In his inaugural address, President Barack Obama said: “The question we ask today is not whether our government is too big or too small, but whether it works.”
It’s question state and local leaders in Minnesota must ask, too.
Minnesota citizens hold state government accountable for many of the public outcomes they care most about — quality education, good jobs, clean air and water, safe and reliable infrastructure, affordable healthcare and accessible public spaces.
But the truth is, we don’t have comprehensive ways to answer whether policies in those areas are working as well as we expected or are delivering sufficient bang for the buck.
More than ever, the public demands better performance and more accountability for results. Yet the realities of funding and delivering a wide range of services — through a complex, multi-layered web of providers to diverse constituencies — almost defy effective management, oversight and comprehension.
So we citizens tend to judge government’s performance by anecdote, cherry-picked statistics and isolated example — all seen through a veil of ideology, special interests and changing events. And when people can’t easily understand or trust information about how government is performing, the political climate encourages them to assume the worst.
An example of this distrust — or more positively, the cry for long-term accountability — can be seen in passage of constitutional amendments that dedicated state sales taxes to transportation, environment and the arts. Ballot measures to allocate or limit spending are a weak substitute for effective management of public assets. But absent a fiscal framework that inspires confidence and delivers the outcomes taxpayers want, voters will go with what they can get.
Budget review should look at more than dollars
With the state facing a massive budget shortfall, the discussion will inevitably focus on size — whether revenues are sufficient and which expenditures have priority. We can see the governor is heading toward tax cuts and program cuts. But lawmakers should not only look at program dollars. They should also ask whether budgets provide the ingredients to succeed, to reliably assess performance and to hold the right players accountable for future results.
Earlier this month, the state Budget Trends Study Commission offered recommendations supporting more informed budget and policy decisions. It was striking how much of its advice echoed eight prior fiscal advisory groups going back to 1984, and how much had been inconsistently implemented or ignored since then.
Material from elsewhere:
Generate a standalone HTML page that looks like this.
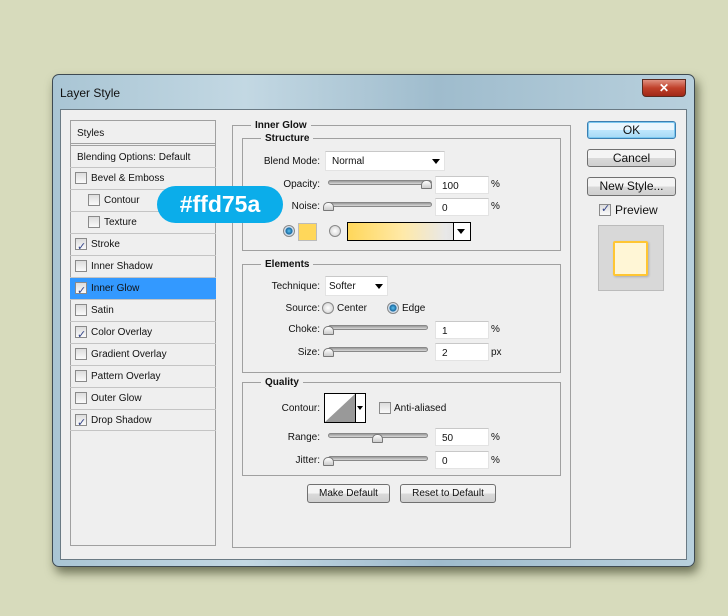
<!DOCTYPE html>
<html><head><style>
body{margin:0;width:728px;height:616px;background:#d7dbbc;position:relative;overflow:hidden;font-family:"Liberation Sans",Tahoma,sans-serif;font-size:10px;color:#111}
div,span{position:absolute;box-sizing:border-box}
.frame{left:52px;top:74px;width:643px;height:493px;border-radius:7px;background:linear-gradient(90deg,#a9c5d4,#c3d8e3 30%,#9fbccd 60%,#b8d0dd);border:1px solid #3e4a52;box-shadow:3px 6px 10px rgba(40,45,20,.6)}
.client{left:60px;top:109px;width:627px;height:451px;background:#efefef;border:1px solid #6a7a84}
.t{white-space:nowrap;line-height:15px}
.r{text-align:right}
.box{border:1px solid #a0a0a0}
.in{background:#fff;border:1px solid #e3e3e3;border-top-color:#c8c8c8;padding-left:6px;line-height:19px}
.sl{height:5px;border-radius:3px;background:linear-gradient(#9a9a9a,#d8d8d8);border:1px solid #888}
.th{width:11px;height:9px;background:linear-gradient(#fff,#ccc);border:1px solid #777;border-radius:5px 5px 1px 1px}
.cb{width:12px;height:12px;border:1px solid #8a8a8a;background:linear-gradient(#ddd,#fafafa)}
.rd{width:12px;height:12px;border-radius:50%;border:1px solid #888;background:radial-gradient(#fff,#ccc)}
.rd.on{background:radial-gradient(#5ac0f0 0,#1a6aa0 45%,#cde 55%,#eee)}
.btn{border:1px solid #707070;border-radius:3px;background:linear-gradient(#f4f4f4 50%,#dadada 50%,#cfcfcf);text-align:center;font-size:11px;line-height:17px}
.lab{background:#efefef;font-weight:bold;padding:0 4px}
.row{left:70px;width:146px;height:22px;border-top:1px solid #c4c4c4;padding-left:21px;line-height:22px}
.row .cb{left:5px;top:4px}
.ck::after{content:"✓";position:absolute;left:1px;top:-3px;font-size:11px;color:#334488}
.arr{width:0;height:0;border-left:4px solid transparent;border-right:4px solid transparent;border-top:5px solid #000}
</style></head><body>
<div class="frame"></div>
<div class="t" style="left:60px;top:86px;font-size:12px;line-height:15px">Layer Style</div>
<div style="left:642px;top:79px;width:44px;height:18px;border-radius:0 0 4px 4px;background:linear-gradient(#e09080,#c0402a 50%,#a02818);border:1px solid #5a2a20;color:#fff;text-align:center;font-weight:bold;font-size:12px;line-height:16px">✕</div>
<div class="client"></div>

<div class="box" style="left:70px;top:120px;width:146px;height:426px;background:#efefef"></div>
<div class="t" style="left:77px;top:126px">Styles</div>
<div style="left:71px;top:143px;width:144px;height:3px;border-top:1px solid #a0a0a0;border-bottom:1px solid #a0a0a0"></div>
<div class="t" style="left:77px;top:150px">Blending Options: Default</div>
<div class="row" style="top:167px"><span class="cb"></span>Bevel &amp; Emboss</div>
<div class="row" style="top:189px;padding-left:34px"><span class="cb" style="left:18px"></span>Contour</div>
<div class="row" style="top:211px;padding-left:34px"><span class="cb" style="left:18px"></span>Texture</div>
<div class="row" style="top:233px"><span class="cb ck"></span>Stroke</div>
<div class="row" style="top:255px"><span class="cb"></span>Inner Shadow</div>
<div class="row" style="top:277px;background:#3399ff"><span class="cb ck"></span>Inner Glow</div>
<div class="row" style="top:299px"><span class="cb"></span>Satin</div>
<div class="row" style="top:321px"><span class="cb ck"></span>Color Overlay</div>
<div class="row" style="top:343px"><span class="cb"></span>Gradient Overlay</div>
<div class="row" style="top:365px"><span class="cb"></span>Pattern Overlay</div>
<div class="row" style="top:387px"><span class="cb"></span>Outer Glow</div>
<div class="row" style="top:409px;border-bottom:1px solid #c4c4c4"><span class="cb ck"></span>Drop Shadow</div>

<div class="box" style="left:232px;top:125px;width:339px;height:423px"></div>
<div class="t lab" style="left:251px;top:118px">Inner Glow</div>
<div class="box" style="left:242px;top:138px;width:319px;height:113px"></div>
<div class="t lab" style="left:261px;top:131px">Structure</div>
<div class="t r" style="left:240px;width:80px;top:154px">Blend Mode:</div>
<div class="in" style="left:325px;top:151px;width:120px;height:20px;line-height:19px">Normal</div><div class="arr" style="left:432px;top:159px"></div>
<div class="t r" style="left:240px;width:80px;top:177px">Opacity:</div>
<div class="sl" style="left:328px;top:180px;width:104px"></div><div class="th" style="left:421px;top:180px"></div>
<div class="in" style="left:435px;top:176px;width:54px;height:18px">100</div><div class="t" style="left:491px;top:177px">%</div>
<div class="t r" style="left:240px;width:80px;top:199px">Noise:</div>
<div class="sl" style="left:328px;top:202px;width:104px"></div><div class="th" style="left:323px;top:202px"></div>
<div class="in" style="left:435px;top:198px;width:54px;height:18px">0</div><div class="t" style="left:491px;top:199px">%</div>
<div class="rd on" style="left:283px;top:225px"></div>
<div style="left:298px;top:223px;width:19px;height:18px;background:#ffd75a;border:1px solid #bbb"></div>
<div class="rd" style="left:329px;top:225px"></div>
<div style="left:347px;top:222px;width:124px;height:19px;border:1px solid #000;background:linear-gradient(90deg,#ffd75a,#ffe9a8 45%,#e8e8e8 80%,#ddd)"></div>
<div style="left:453px;top:223px;width:17px;height:17px;border-left:1px solid #000;background:#fff"></div><div class="arr" style="left:457px;top:229px"></div>

<div class="box" style="left:242px;top:264px;width:319px;height:109px"></div>
<div class="t lab" style="left:261px;top:257px">Elements</div>
<div class="t r" style="left:240px;width:80px;top:279px">Technique:</div>
<div class="in" style="left:325px;top:276px;width:63px;height:20px;line-height:19px;padding-left:3px">Softer</div><div class="arr" style="left:375px;top:284px"></div>
<div class="t r" style="left:240px;width:80px;top:301px">Source:</div>
<div class="rd" style="left:322px;top:302px"></div><div class="t" style="left:337px;top:301px">Center</div>
<div class="rd on" style="left:387px;top:302px"></div><div class="t" style="left:402px;top:301px">Edge</div>
<div class="t r" style="left:240px;width:80px;top:322px">Choke:</div>
<div class="sl" style="left:328px;top:325px;width:100px"></div><div class="th" style="left:323px;top:326px"></div>
<div class="in" style="left:435px;top:321px;width:54px;height:18px">1</div><div class="t" style="left:491px;top:322px">%</div>
<div class="t r" style="left:240px;width:80px;top:345px">Size:</div>
<div class="sl" style="left:328px;top:347px;width:100px"></div><div class="th" style="left:323px;top:348px"></div>
<div class="in" style="left:435px;top:343px;width:54px;height:18px">2</div><div class="t" style="left:491px;top:345px">px</div>

<div class="box" style="left:242px;top:382px;width:319px;height:94px"></div>
<div class="t lab" style="left:261px;top:375px">Quality</div>
<div class="t r" style="left:240px;width:80px;top:401px">Contour:</div>
<div style="left:324px;top:393px;width:42px;height:30px;border:1px solid #000;background:#fff"></div>
<svg style="position:absolute;left:325px;top:394px" width="30" height="28"><polygon points="0,28 30,0 30,28" fill="#999"/></svg>
<div style="left:355px;top:394px;width:1px;height:28px;background:#000"></div>
<div class="arr" style="left:357px;top:406px;border-left-width:3px;border-right-width:3px;border-top-width:4px"></div>
<div class="cb" style="left:379px;top:402px"></div><div class="t" style="left:394px;top:401px">Anti-aliased</div>
<div class="t r" style="left:240px;width:80px;top:430px">Range:</div>
<div class="sl" style="left:328px;top:433px;width:100px"></div><div class="th" style="left:372px;top:434px"></div>
<div class="in" style="left:435px;top:428px;width:54px;height:18px">50</div><div class="t" style="left:491px;top:430px">%</div>
<div class="t r" style="left:240px;width:80px;top:453px">Jitter:</div>
<div class="sl" style="left:328px;top:456px;width:100px"></div><div class="th" style="left:323px;top:457px"></div>
<div class="in" style="left:435px;top:451px;width:54px;height:18px">0</div><div class="t" style="left:491px;top:453px">%</div>
<div class="btn" style="left:307px;top:484px;width:83px;height:19px;font-size:10px">Make Default</div>
<div class="btn" style="left:400px;top:484px;width:96px;height:19px;font-size:10px">Reset to Default</div>

<div class="btn" style="left:587px;top:121px;width:89px;height:18px;border-color:#3c7fb1;background:linear-gradient(#eaf6fd 50%,#bee6fd 50%,#a7d9f5);box-shadow:inset 0 0 0 1px #7cc8f0;font-size:12px;line-height:16px">OK</div>
<div class="btn" style="left:587px;top:149px;width:89px;height:18px;font-size:12px;line-height:17px">Cancel</div>
<div class="btn" style="left:587px;top:177px;width:89px;height:19px;font-size:12px">New Style...</div>
<div class="cb ck" style="left:599px;top:204px"></div><div class="t" style="left:615px;top:203px;font-size:12px;line-height:15px">Preview</div>
<div style="left:598px;top:225px;width:66px;height:66px;background:#d8d8d8;border:1px solid #bbb"></div>
<div style="left:613px;top:241px;width:35px;height:35px;background:#fff6d6;border:2px solid #ffc633;border-radius:2px;box-shadow:1px 1px 2px rgba(0,0,0,.2)"></div>

<div style="left:157px;top:186px;width:126px;height:37px;border-radius:19px;background:#0badea;color:#fff;font-weight:bold;font-size:23px;line-height:37px;text-align:center">#ffd75a</div>
</body></html>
Eleven months ago, a group of state legislators outlined a set of principles and proposals aimed at better linking connecting policy goals, funding and results. The ideas were drawn in part from work on “governing with accountability” in progress at Growth & Justice. [Here's the report we produced in March.] The response from the news media and the public was somewhere between a yawn and silence.
But let’s assume that the current crisis finally has refocused our attention on making governments work better. What would be required to tackle this? How about these guiding principles, for starters?
Principles for governing with accountability
2. Long-term outlook and clear priorities. Partisan concerns are best transcended by raising our sights to agree upon a long-term vision for the state and the key indicators of success. Each year, we should report on our progress and set annual priorities for closing the gap. Follow-through on innovations and cost-saving opportunities too often fails when improvement efforts are not part of a larger, ongoing accountability framework.
3. Straight talk and open books. As anyone who has navigated the state’s financial reporting can attest, budget transparency isn’t the same as clarity. Bottom line, the public wants to know total cost of government, coupled with an honest assessment of how it is performing. A useful accounting must be fact-based, avoid gimmicks and include both direct expenditures and tax expenditures (which lower revenues through exemptions, deductions and incentives).
4. Fiscal responsibility. Consistent budget practices, asset stewardship, accurate cost projections and broad, fair taxation foster the revenue stability needed to provide effective and reliable services. As the Budget Trends Study Commission said, this is harder than it looks. The place to start is agreement on a strategic management framework and maintaining consistent practices over time.
5. Efficiency and effectiveness. No one, inside government or out, loves bureaucracy, red tape, duplication and waste. The governor has championed a “Drive for Excellence” initiative that adopts ideas of business enterprise transformation to streamline operations, and all levels of government have been chipping away at costs and becoming more customer focused for years. But there’s still plenty of room for improvement, especially in the area of increased empowerment, flexibility and incentives that encourage performance and accountability of public employees.
6. Accountability for results. We like to talk about elected officials being accountable, but day-to-day, public services and other policy outcomes are delivered by a network of agencies, private service providers, non-profit program operators and various beneficiaries of subsidies and incentives. Governing with accountability makes all of these players accountable for delivering the results for which they received public funds.
By more rigorously defining policy intent, specifying expected outcomes and public benefit, and linking results to fact-based indicators, legislators and administrators have better ways to judge whether initiatives are working — and whether they should be revised or eliminated.
That’s a lot to take on in the midst of a budget typhoon. Probably the best we can ask this year is that lawmakers keep these principles in front of them as they make tough decisions.
But until the state better addresses the gaps between intent, implementation and outcomes, we can look forward to repeating this unpleasant cycle again and again.